Thank you for your interest in working with Catalyst! This repo is a boilerplate Rails 5.2 application that is in need of some work. Below are two prompts for changes that are needed. We want to see how you approach these challenges. Completing this work should not take more than two or three hours.
To get started, please fork this repo, and create a new branch with your name. When finished working, open a pull request from your feature branch containing all of your changes, into the master branch within your fork. That way we can see the changes, comment, and ask questions.
- Install Postgres
- Ensure there is a user called
candidate_homework
with an empty password, or update the username and password inconfig/database.yml
- run
rake db:create
- run
rake db:migrate
- run
rake db:seed
You'll find an Integration model that holds connections in its config
jsonb column, that looks like this:
{
connections: [
{
auth: {
username: 'postgres',
password: 'postgres'
},
path: {
host: 'localhost',
database: 'analytics',
table: 'users'
},
field_mapping: [
['user_local_field_1', 'user_external_field_1'],
['user_local_field_2', 'user_external_field_2'],
['user_local_field_3', 'user_external_field_3']
]
},
{
auth: {
username: 'postgres',
password: 'postgres'
},
path: {
host: 'localhost',
database: 'analytics',
table: 'orders'
},
field_mapping: [
['order_local_field_1', 'order_external_field_1'],
['order_local_field_2', 'order_external_field_2'],
['order_local_field_3', 'order_external_field_3']
]
}
]
}
We'll say this model grew organically and required multiple connections to be stored in a single integration record. Now we need to split it up. We need to get individual records for elements in the field_mappings
portion of a connection, while maintaining its connection to the path
information.
- Add additional models where needed.
- Write database migrations to add the new table or tables.
- Write a script that can take the data added to the db through the database seed and put it into the new data model you design.
To evaluate, we will run the same steps as the "Getting started" section above, and then apply your changes. After your changes are applied we will run the new database migration(s) and your script for data migration. Please include instructions for how to run your scripts.
There is an Grape API file at app/api/api/integrations.rb
that establishes the show view for a given Integration. The response looks like this:
{
"id": 1,
"name": "Integration 1",
"connections": [
{
"path": "localhost.analytics.users",
"field_mappings": [
{
"local_field": "user_local_field_1",
"external_field": "user_external_field_1"
},
{
"local_field": "user_local_field_2",
"external_field": "user_external_field_2"
},
{
"local_field": "user_local_field_3",
"external_field": "user_external_field_3"
}
]
},
{
"path": "localhost.analytics.orders",
"field_mappings": [
{
"local_field": "order_local_field_1",
"external_field": "order_external_field_1"
},
{
"local_field": "order_local_field_2",
"external_field": "order_external_field_2"
},
{
"local_field": "order_local_field_3",
"external_field": "order_external_field_3"
}
]
}
]
}
After making your changes to the data model, ensure that this API endpoint returns the same set of data. Assume that there is a separately deployed front end application that relies on this endpoint.

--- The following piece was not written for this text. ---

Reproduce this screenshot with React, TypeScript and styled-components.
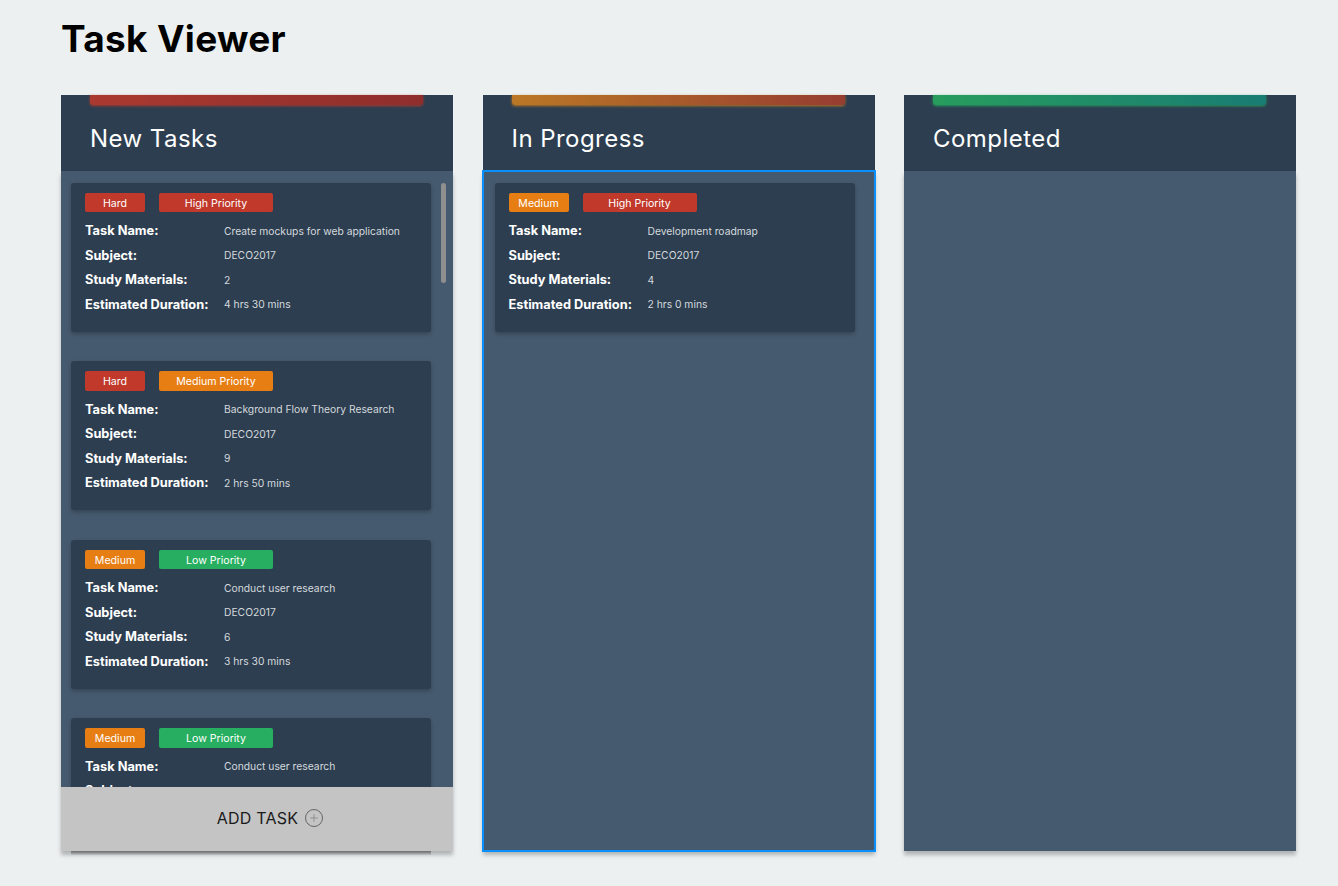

Additionally, you'll find a API spec at spec/app/api/api/integrations_spec.rb
that tests the output of this API endpoint. Note that this API tests against the development database. While a real application should load fixtures or factory objects into the database, to simplify the setup process for this homework we will test against the development database.
After running your database migration and data migration script, this API spec should still pass.